When Engineer Abdulkadir Kure, then governor of the state decided to found it, he entrusted its building solely to Gimba – and gave him a blank cheque to boot. Kure could not have found a better person than Gimba who preached and practiced the principle of leadership as enunciated by Prophet Muhammad (Peace be upon him), a principle he discussed in a chapter in A Matter of Faith, one of the three books he presented in honour of O’Connell, namely the principle that each and every one of us must exercise leadership responsibility whatever our station in life, whether as ruler, husband, wife, even slave.

Few human beings would have carried out that assignment as Gimba did; not only did he carry out his brief diligently, he never enriched himself in doing so. Today, IBBU is one of the best state universities in the country, in spite of its relative neglect by the state’s current administration.

In the last 15 years I have, as a reporter and columnist, read quite a lot of articles on innumerable subjects from our newspapers and magazines. Of the lot three have left the greatest impression on me for their precision, eloquence and the profoundness of their insight into Nigerian politics.

These are “Yorubaland as a riddle” by Femi Osofisan, a professor of Drama and columnist at the defunct Comet (December 17, 2000), “Jonathan and the Corporate Area Boys” by Eniola Bello, aka Eni-B, the managing director of Thisday and a leading back-page columnist of the newspaper (Thisday, May 30 2011), and an open letter Gimba wrote to President Olusegun Obasanjo in the Daily Trust of August 27, 2001.

How I wish I could reproduce each of them because of their relevance to our political-economy today. But since for want of space I can’t even summarise them without doing injustice to them, I can only plead with the reader to search for them and read them.

Osofisan’s piece was an analysis of the abuse of ethnicity by our politicians in the struggle for power and how this has held us back as a nation. Eni-B’s was an account of the first dinner President Jonathan hosted in the State House, Marina, for the top echelon of Corporate Nigeria. The picture he painted of the obsequiousness of our business moguls in the presence of power would only make you feel sorry for Nigeria and it explains why our economy is in a terrible mess.
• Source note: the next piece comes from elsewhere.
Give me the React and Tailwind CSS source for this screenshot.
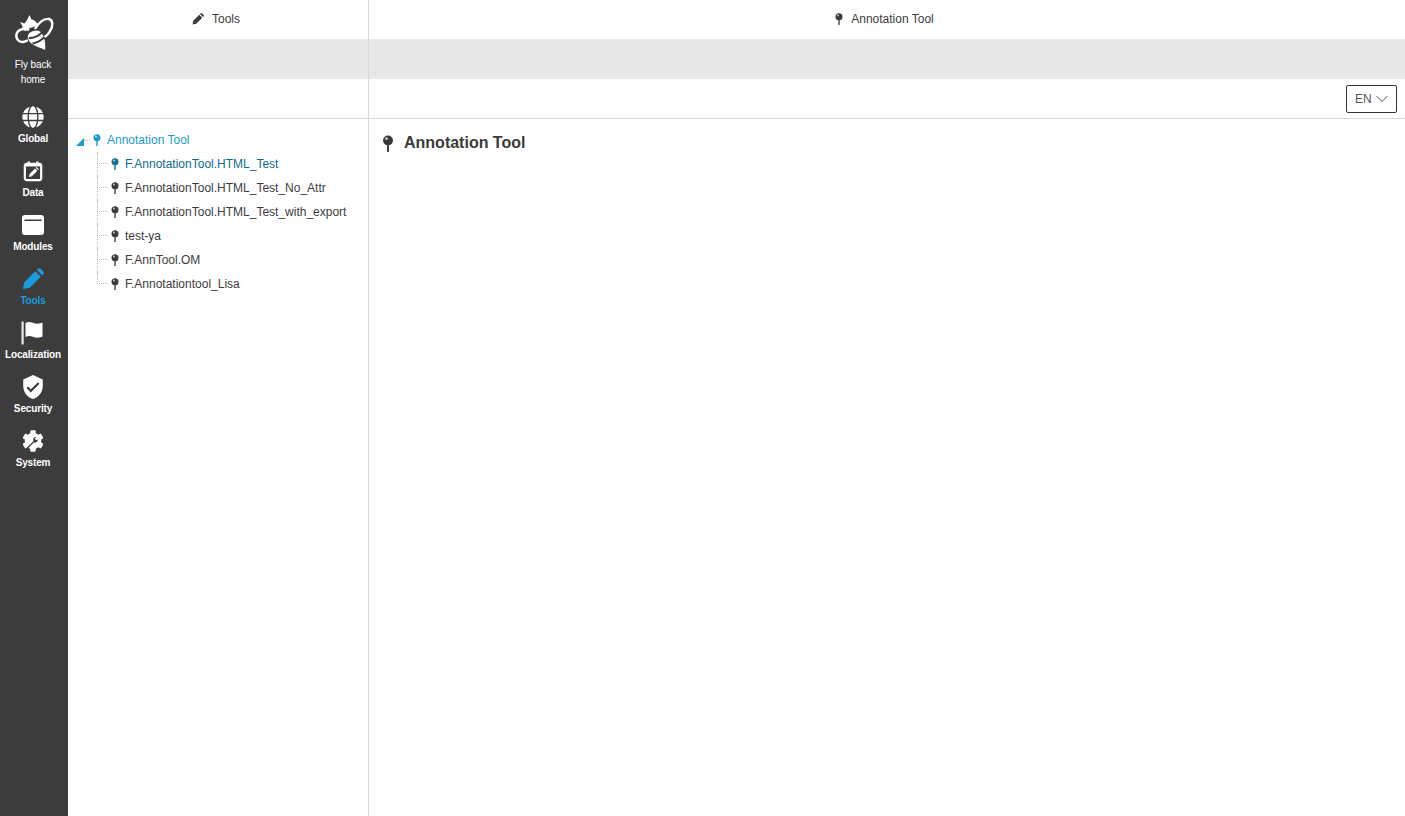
import { FaGlobe, FaCog } from 'react-icons/fa';
import { MdVerifiedUser } from 'react-icons/md';
import { ChevronDown } from 'lucide-react';

function BeeLogo() {
  return (
    <svg viewBox="10 10 46 44" className="w-[46px] h-[44px]" fill="none" stroke="white">
      <path d="M35 29C38 23 44 18 49 19C53 20 53.500 26 50 31C48 35 45 37 42 38" strokeWidth="2.400" />
      <path d="M29 30C24 28 18 29 16.500 34C15.500 39 19 42.500 23 42C25 41.700 26.500 41 28 40" strokeWidth="2.400" />
      <path d="M20 22L24.500 23.500L27 20L29.500 15L31.500 19.500C35 20 38 23 38 26.500C33 26.500 28 28.500 25 31C23 29.500 22 27.500 22.500 26Z" fill="white" stroke="none" />
      <path d="M28 34C32 29.500 38 29 41.500 32C45 37 46.500 44 45.500 50.500C40 48 32 46 29 41.500C27 38.500 27 36 28 34Z" fill="white" stroke="#3c3c3c" strokeWidth="1" />
      <path d="M29 38C34 38 38.500 36 42 32.500M32.500 43.500C37.500 42.500 41 40.500 44 37.500" stroke="#3c3c3c" strokeWidth="1.900" />
    </svg>
  );
}

function PenIcon({ className }) {
  return (
    <svg viewBox="0 0 24 24" className={className} fill="currentColor">
      <path d="M1 23L2.500 15.500L14.500 3.500L20.500 9.500L8.500 21.500Z" />
      <path d="M16 2L17 1C18 0 19.500 0 20.500 1L23 3.500C24 4.500 24 6 23 7L22 8Z" />
    </svg>
  );
}

function DataIcon() {
  return (
    <svg viewBox="0 0 22 24" className="w-[20px] h-[22px]">
      <path d="M5 1.500h2.500v3H5zM14.500 1.500H17v3h-2.500z" fill="white" />
      <rect x="2" y="4" width="18" height="18" rx="2" fill="none" stroke="white" strokeWidth="2.400" />
      <path d="M2 4h18v3H2z" fill="white" />
      <path d="M6.500 18.500l.8-3.300 6-6 2.500 2.500-6 6zM14 8.500l1-1 2.500 2.500-1 1z" fill="white" />
    </svg>
  );
}

function ModulesIcon() {
  return (
    <svg viewBox="0 0 22 20" className="w-[22px] h-[20px]">
      <path fillRule="evenodd" d="M3 0h16a3 3 0 0 1 3 3v14a3 3 0 0 1-3 3H3a3 3 0 0 1-3-3V3a3 3 0 0 1 3-3zM2.500 4.500v1.500h17V4.500z" fill="white" />
    </svg>
  );
}

function FlagIcon() {
  return (
    <svg viewBox="0 0 24 24" className="w-[24px] h-[24px]">
      <rect x="0.500" y="0.500" width="2.200" height="23" fill="#e9e9e9" />
      <path d="M4.500 2c3-1.500 5.500-.8 8 0s5 1.200 9-.5v14c-4 1.700-6.500 1.300-9 .5s-5-1.500-8 0z" fill="white" />
    </svg>
  );
}

function SystemIcon() {
  return (
    <span className="relative flex items-center justify-center w-[22px] h-[22px]">
      <FaCog className="text-white w-[22px] h-[22px]" />
      <svg viewBox="0 0 22 22" className="absolute inset-0 w-[22px] h-[22px]">
        <circle cx="11" cy="11" r="6.500" fill="white" />
        <path d="M5 17.500l6.500-6.500c-.8-2 .2-4 2.800-4.300l-1.300 2 1 1.500 2-.6c-.2 2.400-2.200 3.600-4.200 3L6 18.500z" fill="#3c3c3c" />
      </svg>
    </span>
  );
}

function Pin({ color = 'dark', size = 'sm' }) {
  const head = color === 'blue' ? '#1a9bd0' : color === 'teal' ? '#16708f' : '#3a3a3a';
  const stem = color === 'blue' ? '#1a9bd0' : color === 'teal' ? '#16708f' : '#444444';
  const cls = size === 'lg' ? 'w-[12px] h-[17px] shrink-0' : 'w-[8px] h-[12px] shrink-0';
  return (
    <svg viewBox="0 0 8 12" className={cls}>
      <rect x="3.300" y="6" width="1.400" height="6" fill={stem} />
      <circle cx="4" cy="3.800" r="3.500" fill={head} />
      <circle cx="3" cy="2.600" r="1" fill="white" opacity="0.700" />
    </svg>
  );
}

const navItems = [
  { name: 'Global', icon: <FaGlobe className="w-[22px] h-[22px]" /> },
  { name: 'Data', icon: <DataIcon /> },
  { name: 'Modules', icon: <ModulesIcon /> },
  { name: 'Tools', icon: <PenIcon className="w-[22px] h-[22px]" />, active: true },
  { name: 'Localization', icon: <FlagIcon /> },
  { name: 'Security', icon: <MdVerifiedUser className="w-[26px] h-[26px]" /> },
  { name: 'System', icon: <SystemIcon /> },
];

const treeItems = [
  { name: 'F.AnnotationTool.HTML_Test', selected: true },
  { name: 'F.AnnotationTool.HTML_Test_No_Attr' },
  { name: 'F.AnnotationTool.HTML_Test_with_export' },
  { name: 'test-ya' },
  { name: 'F.AnnTool.OM' },
  { name: 'F.Annotationtool_Lisa', last: true },
];

function Sidebar() {
  return (
    <aside className="w-[68px] shrink-0 bg-[#3c3c3c] flex flex-col items-center text-white pr-[2px]">
      <div className="flex flex-col items-center pt-[10px] w-full">
        <BeeLogo />
        <div className="text-[10px] leading-[15px] text-center mt-[3px] tracking-[-0.1px] whitespace-nowrap">Fly back<br />home</div>
      </div>
      <nav className="flex flex-col w-full mt-[17px]">
        {navItems.map((item) => (
          <div key={item.name} className={`h-[54px] flex flex-col items-center ${item.active ? 'text-[#1a9bdc]' : 'text-white'}`}>
            <div className="h-[26px] flex items-center justify-center">{item.icon}</div>
            <span className="text-[10px] font-bold leading-[14px] mt-[2px] tracking-[-0.15px] whitespace-nowrap">{item.name}</span>
          </div>
        ))}
      </nav>
    </aside>
  );
}

function TreePanel() {
  return (
    <div className="pl-[8px] pt-[9px] text-[12px] leading-[24px] text-[#3c3c3c]">
      <div className="flex items-center h-[24px]">
        <svg viewBox="0 0 8 8" className="w-[8px] h-[8px] mt-[3px] shrink-0">
          <path d="M8 0v8H0z" fill="#1a9bd0" />
        </svg>
        <div className="w-[6px] border-t border-dotted border-[#bbbbbb]" />
        <div className="ml-[3px] flex items-center"><Pin color="blue" /></div>
        <span className="ml-[6px] text-[#1a9bd0]">Annotation Tool</span>
      </div>
      <div className="pl-[21px]">
        {treeItems.map((t) => (
          <div key={t.name} className="flex items-stretch h-[24px]">
            <div className="w-[11px] shrink-0 flex flex-col">
              <div className="h-[12px] border-l border-b border-dotted border-[#bbbbbb]" />
              {!t.last && <div className="flex-1 border-l border-dotted border-[#bbbbbb]" />}
            </div>
            <div className="ml-[3px] flex items-center"><Pin color={t.selected ? 'teal' : 'dark'} /></div>
            <span className={`ml-[6px] whitespace-nowrap ${t.selected ? 'text-[#0f6b8c]' : ''}`}>{t.name}</span>
          </div>
        ))}
      </div>
    </div>
  );
}

export default function App() {
  return (
    <div className="flex h-[816px] w-[1405px] overflow-hidden bg-white font-['Liberation_Sans',Arial,sans-serif] text-[#3c3c3c]">
      <Sidebar />
      <div className="flex flex-col flex-1 min-w-0">
        <div className="flex h-[39px] shrink-0 text-[12px]">
          <div className="w-[301px] shrink-0 border-r border-[#d8d8d8] flex items-center justify-center gap-[8px] pr-[4px] pb-[1px]">
            <PenIcon className="w-[12px] h-[12px] text-[#3c3c3c]" />
            <span>Tools</span>
          </div>
          <div className="flex-1 flex items-center justify-center gap-[8px] pr-[5px] pb-[1px]">
            <Pin />
            <span>Annotation Tool</span>
          </div>
        </div>
        <div className="flex h-[40px] shrink-0 bg-[#e7e7e7]">
          <div className="w-[301px] shrink-0 border-r border-[#d8d8d8]" />
          <div className="flex-1" />
        </div>
        <div className="flex h-[40px] shrink-0 border-b border-[#d8d8d8]">
          <div className="w-[301px] shrink-0 border-r border-[#d8d8d8]" />
          <div className="flex-1 flex items-center justify-end pr-[8px]">
            <button className="w-[51px] h-[28px] border border-[#333333] rounded-[2px] flex items-center pl-[8px] text-[12px] text-[#555555]">
              EN <ChevronDown className="w-[20px] h-[20px] text-[#444444]" strokeWidth={1.2} />
            </button>
          </div>
        </div>
        <div className="flex flex-1 min-h-0">
          <div className="w-[301px] shrink-0 border-r border-[#d8d8d8]">
            <TreePanel />
          </div>
          <div className="flex-1 pl-[13px] pt-[14px]">
            <div className="flex items-center gap-[10px]">
              <Pin size="lg" />
              <h1 className="text-[16px] font-bold leading-[20px] text-[#3a3a3a]">Annotation Tool</h1>
            </div>
          </div>
        </div>
      </div>
    </div>
  );
}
If Osofisan’s and Eni-B’s articles provided us with insights on why our politics and economics are in such sorry state, Gimba’s open letter to Obasanjo possessed the greatest foresight to date of the huge mess we are in today.

In that letter, written at the time the Oputa Panel Obasanjo had set up in 1999, ostensibly to heal the wounds of past wrongs in the country, started sitting in 2001, Gimba pleaded with Obasanjo as a self-proclaimed Born Again Christian, to forgive the wrongs that had been done him and focus instead on genuine reconciliation in the land.

“The Holy Bible” Gimba said, “fully endorses reconciliation when it says (Corinthians 5:19) ‘God (the Most High) was in Christ…reconciling the world to Himself, not imputing their trespasses to them and has committed to us the word reconciliation.’”

He then concluded his open letter with the parable of the rejected cornerstone, again with a quotation from the Holy Bible. “Think about it,” he pleaded with Obasanjo. “In particular, (think about) Psalm 118:22 ‘The stone which the builders rejected has become the chief cornerstone.’ Your Excellency, Mr. President, you were once rejected. Then the Lord restored you to His Grace. Now you are our chief cornerstone. You must do the Lord’s will.”

No matter how hard he tries, Obasanjo cannot disclaim the main responsibility for the mess we are in today because, far from heeding Gimba’s call for him to do God’s will, he chose to do his own; throughout his eight years as president, settling scores for real and imagined wrongs was apparently his main guiding principle of state policy.

Gimba must have died a sad man that his prophesy came to pass. May Allah grant him aljanna firdaus.